┏━━

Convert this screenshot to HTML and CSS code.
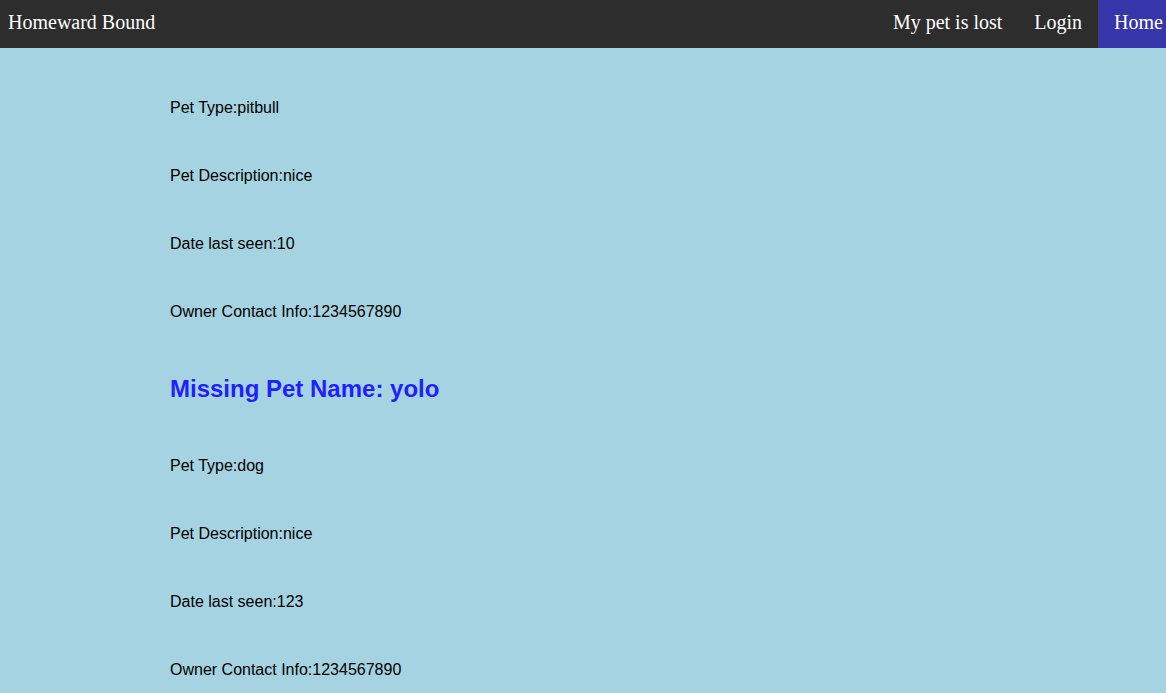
FILE: index.html
```html
<!DOCTYPE html>
<html>
<head>
<meta charset="utf-8">
<title>Homeward Bound</title>
<link rel="stylesheet" href="styles.css">
</head>
<body>
<nav class="topnav">
  <a class="brand" href="#">Homeward Bound</a>
  <div class="nav-links">
    <a class="nav-link" href="#">My pet is lost</a>
    <a class="nav-link" href="#">Login</a>
    <a class="nav-link active" href="#">Home</a>
  </div>
</nav>
<main class="content">
  <p class="field">Pet Type:pitbull</p>
  <p class="field">Pet Description:nice</p>
  <p class="field">Date last seen:10</p>
  <p class="field">Owner Contact Info:1234567890</p>
  <h2 class="pet-name">Missing Pet Name: yolo</h2>
  <p class="field">Pet Type:dog</p>
  <p class="field">Pet Description:nice</p>
  <p class="field">Date last seen:123</p>
  <p class="field">Owner Contact Info:1234567890</p>
</main>
</body>
</html>
```

FILE: styles.css
```css
html {
  overflow-x: hidden;
}
body {
  margin: 0;
  background: #a5d3e1;
  font-family: "Liberation Sans", Arial, sans-serif;
  color: #000;
  overflow-x: hidden;
}
.topnav {
  display: flex;
  align-items: stretch;
  justify-content: space-between;
  height: 48px;
  background: #2d2d2d;
  font-family: "Liberation Serif", "Times New Roman", serif;
  font-size: 20px;
}
.brand {
  color: #fff;
  text-decoration: none;
  padding: 0 8px;
  line-height: 44px;
}
.nav-links {
  display: flex;
  margin-right: -13px;
}
.nav-link {
  color: #fff;
  text-decoration: none;
  padding: 0 16px;
  line-height: 44px;
}
.nav-link.active {
  background: #3636aa;
}
.content {
  display: flex;
  flex-direction: column;
  padding: 26px 0 0 170px;
}
.field {
  margin: 0;
  padding: 25px 0;
  font-size: 16px;
  line-height: 18px;
}
.pet-name {
  margin: 0;
  padding: 29px 0 29px;
  font-size: 24px;
  line-height: 28px;
  font-weight: bold;
  color: #1f1fff;
}
```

┗━━

> Written request
Transcribe all the data word for word; the images stay out.

> Task answer
Convert this screenshot to HTML and CSS code.
FILE: index.html
```html
<!DOCTYPE html>
<html>
<head>
<meta charset="utf-8">
<title>Homeward Bound</title>
<link rel="stylesheet" href="styles.css">
</head>
<body>
<nav class="topnav">
  <a class="brand" href="#">Homeward Bound</a>
  <div class="nav-links">
    <a class="nav-link" href="#">My pet is lost</a>
    <a class="nav-link" href="#">Login</a>
    <a class="nav-link active" href="#">Home</a>
  </div>
</nav>
<main class="content">
  <p class="field">Pet Type:pitbull</p>
  <p class="field">Pet Description:nice</p>
  <p class="field">Date last seen:10</p>
  <p class="field">Owner Contact Info:1234567890</p>
  <h2 class="pet-name">Missing Pet Name: yolo</h2>
  <p class="field">Pet Type:dog</p>
  <p class="field">Pet Description:nice</p>
  <p class="field">Date last seen:123</p>
  <p class="field">Owner Contact Info:1234567890</p>
</main>
</body>
</html>
```

FILE: styles.css
```css
html {
  overflow-x: hidden;
}
body {
  margin: 0;
  background: #a5d3e1;
  font-family: "Liberation Sans", Arial, sans-serif;
  color: #000;
  overflow-x: hidden;
}
.topnav {
  display: flex;
  align-items: stretch;
  justify-content: space-between;
  height: 48px;
  background: #2d2d2d;
  font-family: "Liberation Serif", "Times New Roman", serif;
  font-size: 20px;
}
.brand {
  color: #fff;
  text-decoration: none;
  padding: 0 8px;
  line-height: 44px;
}
.nav-links {
  display: flex;
  margin-right: -13px;
}
.nav-link {
  color: #fff;
  text-decoration: none;
  padding: 0 16px;
  line-height: 44px;
}
.nav-link.active {
  background: #3636aa;
}
.content {
  display: flex;
  flex-direction: column;
  padding: 26px 0 0 170px;
}
.field {
  margin: 0;
  padding: 25px 0;
  font-size: 16px;
  line-height: 18px;
}
.pet-name {
  margin: 0;
  padding: 29px 0 29px;
  font-size: 24px;
  line-height: 28px;
  font-weight: bold;
  color: #1f1fff;
}
```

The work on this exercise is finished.